Delegates at TUC Congress stood against exploitation this week: full decriminalisation of sex work would only help the traffickers and pimps.
On Wednesday, TUC Congress voted to uphold the policy of the TUC Women’s Conference and to oppose the decriminalisation of sex work.
Delegates debated a motion calling for “full decriminalisation” of the trade; a demand that could include not only sex workers but also pimps, brothel owners and all those profiting from the exploitation of women and girls. I say ‘girls’ because half of women involved in sex work entered the industry before the age of 18.
The motion didn’t focus entirely on women, and we must of course extend our concerns to all people exploited through the sale of sex. But the reality is that the overwhelming majority of those in the sex industry are women and girls. Men in the sex industry represent a very small minority and have very different pathways in and out of the industry.

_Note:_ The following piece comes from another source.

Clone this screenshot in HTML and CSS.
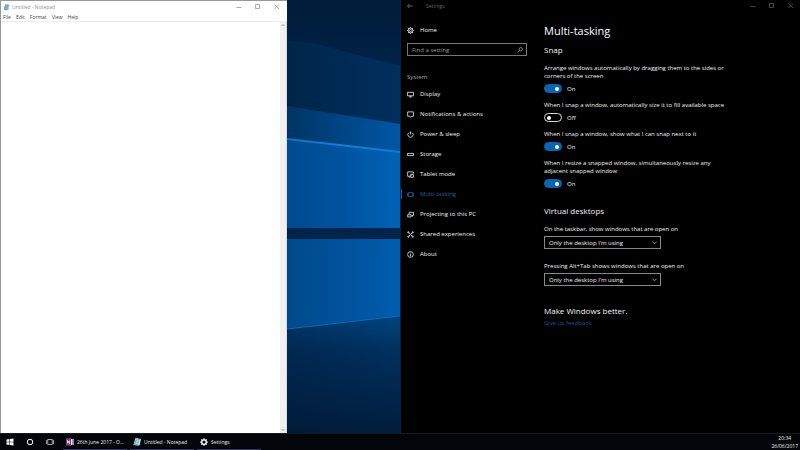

‘Full decriminalisation’ is also known as the ‘New Zealand Model’ – a model which has been heavily criticised, including by women who have worked as prostitutes there. In March delegates at the TUC Women’s Conference heard compelling evidence from experts in the field of violence against women who had spent time in New Zealand and seen first-hand the lack of protection afforded to women in the sex industry.

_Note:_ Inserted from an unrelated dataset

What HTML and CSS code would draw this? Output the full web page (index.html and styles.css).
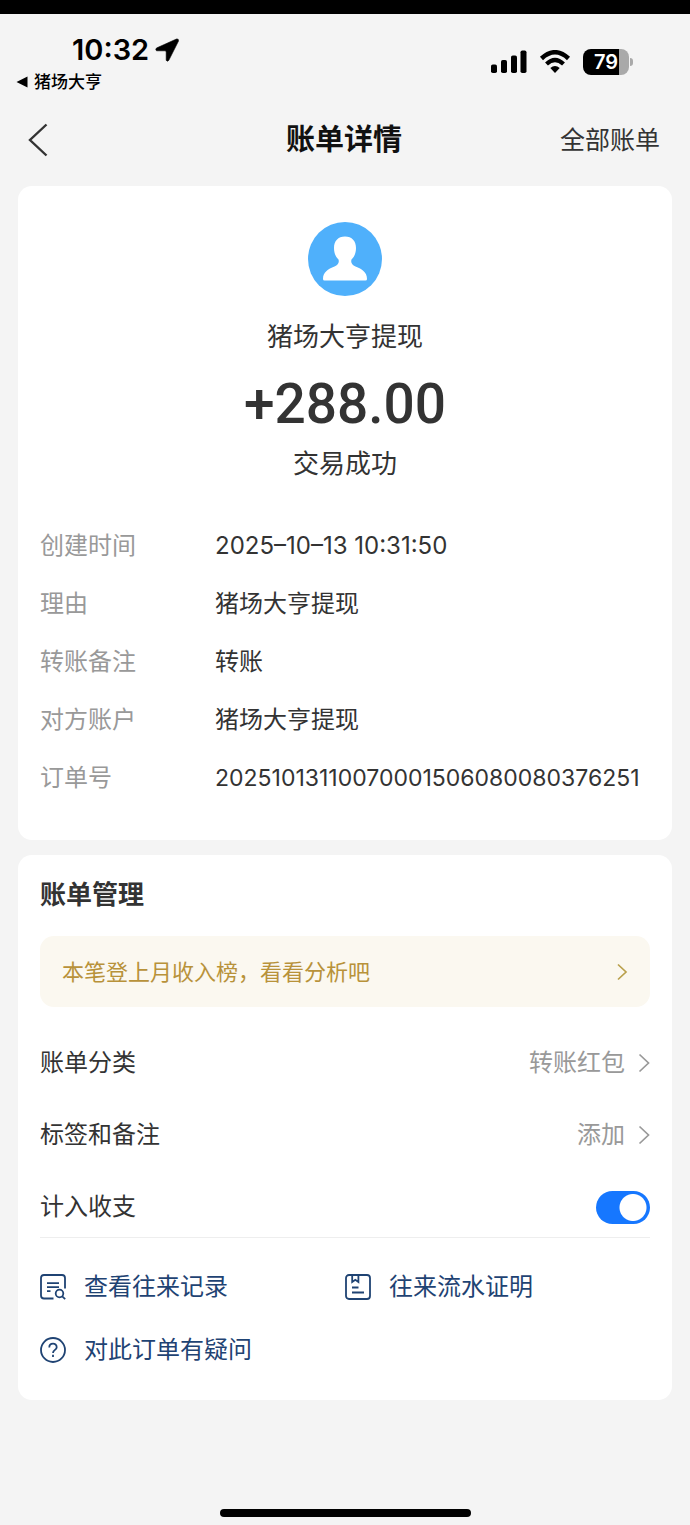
FILE: index.html
```html
<!DOCTYPE html>
<html lang="zh-CN">
<head>
    <meta charset="UTF-8">
    <meta name="viewport" content="width=device-width, initial-scale=1.0">
    <title>账单详情</title>
    <link rel="stylesheet" href="styles.css">
</head>
<body>
    <div class="status-bar">
        <div class="status-left">
            <div class="status-time">
                10:32
                <svg width="24" height="24" viewBox="0 0 24 24"><path d="M21.500 1 L1.500 10 Q0 11.500 1.500 12.800 H10 Q11.200 12.800 11.200 14 V22.300 Q12.500 24 13.800 22.300 L23.500 3 Q23.800 0.400 21.500 1 Z" stroke="#000" stroke-width="0.600"/></svg>
            </div>
            <a class="status-back" href="#">
                <svg width="12" height="12" viewBox="0 0 12 12"><path d="M11.500 0.500 V11.500 L0.500 6 Z"/></svg>
                猪场大亨
            </a>
        </div>
        <div class="status-right">
            <svg width="36" height="24" viewBox="0 0 36 24">
                <rect x="0" y="14.500" width="6" height="8.500" rx="1.800"/>
                <rect x="10" y="10" width="6" height="13" rx="1.800"/>
                <rect x="20" y="5.500" width="6" height="17.500" rx="1.800"/>
                <rect x="29.500" y="0.500" width="6" height="22.500" rx="1.800"/>
            </svg>
            <svg width="32" height="24" viewBox="0 0 32 24">
                <path d="M2.500 8.500 Q16 -4 29.500 8.500" fill="none" stroke="#000" stroke-width="4.500"/>
                <path d="M7.500 14 Q16 6 24.500 14" fill="none" stroke="#000" stroke-width="4.200"/>
                <path d="M11.300 18 Q16 13.800 20.700 18 L16 23 Z"/>
            </svg>
            <div class="battery"><span class="battery-level">79</span></div>
        </div>
    </div>

    <header class="header">
        <button class="back-btn" aria-label="返回">
            <svg width="20" height="34" viewBox="0 0 20 34"><path d="M18.500 1.500 L2 17 L18.500 32.500" fill="none" stroke="#333" stroke-width="2.400"/></svg>
        </button>
        <h1 class="header-title">账单详情</h1>
        <a class="header-link" href="#">全部账单</a>
    </header>

    <main class="content">
        <section class="block summary">
            <svg class="avatar" width="74" height="74" viewBox="0 0 74 74">
                <circle cx="37" cy="37" r="37" fill="#4fb0fb"/>
                <path d="M37 14.500 C30 14.500 26 19 26 26 C26 31 27.500 34.500 30.500 37.500 C31.500 40.500 30 43 26.500 44.500 C20 47.200 15 50 15 57 Q15 58.500 16.500 58.500 H57.500 Q59 58.500 59 57 C59 50 54 47.200 47.500 44.500 C44 43 42.500 40.500 43.500 37.500 C46.500 34.500 48 31 48 26 C48 19 44 14.500 37 14.500 Z" fill="#fff"/>
            </svg>
            <div class="payee">猪场大亨提现</div>
            <div class="amount">+288.00</div>
            <div class="state">交易成功</div>
            <dl class="detail">
                <dt>创建时间</dt>
                <dd>2025–10–13 10:31:50</dd>
                <dt>理由</dt>
                <dd>猪场大亨提现</dd>
                <dt>转账备注</dt>
                <dd>转账</dd>
                <dt>对方账户</dt>
                <dd>猪场大亨提现</dd>
                <dt>订单号</dt>
                <dd class="order-no">20251013110070001506080080376251</dd>
            </dl>
        </section>

        <section class="block manage">
            <h2 class="section-title">账单管理</h2>
            <a class="notice" href="#">
                本笔登上月收入榜，看看分析吧
                <svg width="12" height="18" viewBox="0 0 12 18"><path d="M2 1.500 L10 9 L2 16.500" fill="none" stroke="#b9a04c" stroke-width="1.700"/></svg>
            </a>
            <div class="options">
                <a class="option" href="#">
                    <span>账单分类</span>
                    <span class="option-value">转账红包
                        <svg width="12" height="20" viewBox="0 0 12 20"><path d="M1.500 1.500 L10.500 10 L1.500 18.500" fill="none" stroke="#999" stroke-width="1.700"/></svg>
                    </span>
                </a>
                <a class="option" href="#">
                    <span>标签和备注</span>
                    <span class="option-value">添加
                        <svg width="12" height="20" viewBox="0 0 12 20"><path d="M1.500 1.500 L10.500 10 L1.500 18.500" fill="none" stroke="#999" stroke-width="1.700"/></svg>
                    </span>
                </a>
                <div class="option">
                    <label for="countIn">计入收支</label>
                    <input type="checkbox" id="countIn" class="switch" checked>
                </div>
            </div>
            <div class="links">
                <a href="#">
                    <svg width="26" height="26" viewBox="0 0 26 26" fill="none" stroke="#1f4373" stroke-width="1.800">
                        <path d="M13.500 24.500 H4 Q1 24.500 1 21.500 V4 Q1 1 4 1 H22 Q25 1 25 4 V14.500"/>
                        <path d="M7 9.200 H19 M7 13.200 H19 M7 17.200 H10.500"/>
                        <circle cx="19.500" cy="19.500" r="3.800"/>
                        <path d="M22 22.200 L25.200 25.200"/>
                    </svg>
                    查看往来记录
                </a>
                <a href="#">
                    <svg width="26" height="26" viewBox="0 0 26 26" fill="none" stroke="#1f4373" stroke-width="1.800">
                        <rect x="1" y="1" width="24" height="24" rx="3"/>
                        <path d="M7.200 1 V8 L10.300 5.800 L13.400 8 V1"/>
                        <path d="M7 13.500 H13.500 M7 18.500 H19"/>
                    </svg>
                    往来流水证明
                </a>
                <a href="#">
                    <svg width="26" height="26" viewBox="0 0 26 26" fill="none" stroke="#1f4373" stroke-width="1.800">
                        <circle cx="13" cy="13" r="12"/>
                        <path d="M9.300 10.400 C9.300 5.500 16.700 5.500 16.700 10.200 C16.700 13 13 12.800 13 16"/>
                        <path d="M13 17.800 V20"/>
                    </svg>
                    对此订单有疑问
                </a>
            </div>
        </section>
    </main>

    <div class="home-bar"></div>
</body>
</html>
```
FILE: styles.css
```css
* {
    box-sizing: border-box;
}
body {
    display: flex;
    flex-direction: column;
    min-height: 100vh;
    margin: 0;
    border-top: 14px solid #000;
    background-color: #f4f4f4;
    color: #333;
    font-family: Inter, "Noto Sans CJK SC", sans-serif;
    font-size: 24px;
    line-height: 36px;
}
a {
    color: inherit;
    text-decoration: none;
}
svg {
    flex: none;
}
h1, h2, dl, dd {
    margin: 0;
}

/* 状态栏 */
.status-bar {
    display: flex;
    justify-content: space-between;
    padding: 20px 61px 0 16px;
    color: #000;
}
.status-time {
    display: flex;
    align-items: center;
    gap: 6px;
    padding-left: 56px;
    font-size: 29px;
    font-weight: 600;
    line-height: 32px;
}
.status-back {
    display: flex;
    align-items: center;
    gap: 6px;
    font-size: 17px;
    font-weight: 500;
    line-height: 32px;
}
.status-right {
    display: flex;
    align-items: center;
    gap: 12px;
    height: 56px;
}
.battery {
    position: relative;
    width: 46px;
    height: 26px;
    border-radius: 8px;
    background: linear-gradient(to right, #000 79%, #a9a9a9 79%);
    color: #fff;
    font-size: 20px;
    font-weight: 600;
    line-height: 26px;
    text-align: center;
}
.battery::after {
    content: "";
    position: absolute;
    top: 9px;
    right: -4px;
    width: 3px;
    height: 8px;
    border-radius: 0 4px 4px 0;
    background-color: #a9a9a9;
}

/* 导航 */
.header {
    display: grid;
    grid-template-columns: 1fr auto 1fr;
    align-items: center;
    height: 84px;
    padding: 0 30px 0 28px;
}
.back-btn {
    display: flex;
    justify-self: start;
    padding: 0;
    border: none;
    background: none;
    cursor: pointer;
}
.header-title {
    color: #111;
    font-size: 29px;
    font-weight: 600;
}
.header-link {
    justify-self: end;
    font-size: 25px;
}

.content {
    display: flex;
    flex-direction: column;
    flex: 1;
    gap: 15px;
    padding: 4px 18px 24px;
}
.block {
    padding: 22px;
    border-radius: 14px;
    background-color: #fff;
}

/* 账单信息 */
.summary {
    display: flex;
    flex-direction: column;
    align-items: center;
    padding-top: 36px;
    padding-bottom: 33px;
}
.payee {
    margin-top: 23px;
    font-size: 26px;
}
.amount {
    margin: 19px 0 12px;
    font-family: Roboto, sans-serif;
    font-size: 55px;
    font-weight: 500;
    line-height: 60px;
}
.state {
    font-size: 26px;
}
.detail {
    display: grid;
    grid-template-columns: 175px 1fr;
    align-self: stretch;
    margin-top: 35px;
    line-height: 58px;
}
.detail dt {
    color: #999;
}
.detail .order-no {
    font-size: 23px;
}

/* 账单管理 */
.manage {
    padding-bottom: 32px;
}
.section-title {
    font-size: 26px;
    font-weight: 600;
}
.notice {
    display: flex;
    align-items: center;
    justify-content: space-between;
    height: 71px;
    margin: 23px 0 26px;
    padding: 0 22px;
    border-radius: 14px;
    background-color: #fbf8f0;
    color: #b8923a;
    font-size: 22px;
}
.options {
    display: flex;
    flex-direction: column;
    gap: 12px;
    border-bottom: 1px solid #eee;
}
.option {
    display: flex;
    align-items: center;
    justify-content: space-between;
    height: 60px;
}
.option-value {
    display: flex;
    align-items: center;
    gap: 13px;
    color: #999;
}
.switch {
    appearance: none;
    width: 54px;
    height: 33px;
    margin: 0;
    border-radius: 17px;
    background: #ddd radial-gradient(circle at 17px 50%, #fff 13px, transparent 14px);
    cursor: pointer;
}
.switch:checked {
    background: #1677ff radial-gradient(circle at 37px 50%, #fff 13px, transparent 14px);
}
.links {
    display: grid;
    grid-template-columns: 1fr 1fr;
    gap: 27px 0;
    margin-top: 31px;
    color: #1f4373;
}
.links a {
    display: flex;
    align-items: center;
    gap: 18px;
}

.home-bar {
    width: 251px;
    height: 8px;
    margin: 0 auto 8px;
    border-radius: 4px;
    background-color: #000;
}
```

Those who support the New Zealand model argue that criminalising buyers of sex drives prostitutes underground and makes them less safe. Yet the Nordic model, which takes precisely this approach, has reduced street prostitution and trafficking. Importantly it also aims to change social attitudes: it has recently been adopted in France, Northern Ireland, Canada, Norway, Iceland, and Lithuania.
It is sometimes asserted that those who work in the sex industry do so because of economic necessity rather than criminal coercion. This bears closer examination.
Firstly, there is disturbing evidence about the level of coercion that actually exists. According to a recent report by London South Bank University, 50% of women involved in sex work reported coercion regarding their involvement.
Furthermore, a 2016 study by the Police Foundation identified 65 brothels operating in Bristol over a two year period, and of these, over three quarters displayed links to organised crime groups.
Secondly, while it is certainly true that women are also driven into sex work out of desperation, drug addiction, and “economic necessity”, it does not follow that we should campaign for the decriminalisation of the pimps and brothel owners who profit from women’s poverty. Our response as trade unionists is to campaign to end the austerity, poverty and benefit sanctions that affect all vulnerable groups, and which may drive some women into the industry in order to feed their family.
Thirdly although all workers, including sex workers, deserve protection this does not mean that exchanging money for sex should be considered ‘work’ in the same way as any other job.
We should ask ourselves what other jobs there are where extreme violence, sexually transmitted diseases, unwanted pregnancy, and rape are commonplace workplace hazards. Violence against women is not acceptable in any setting.
We know that current CPS guidance makes clear that it is not illegal to sell sex in a brothel. What Congress voted against is any move towards decriminalising exploitation by the pimps and gangs who control sex work.
Sue Ferns is Deputy General Secretary of the Prospect trade union and Chair of Unions 21.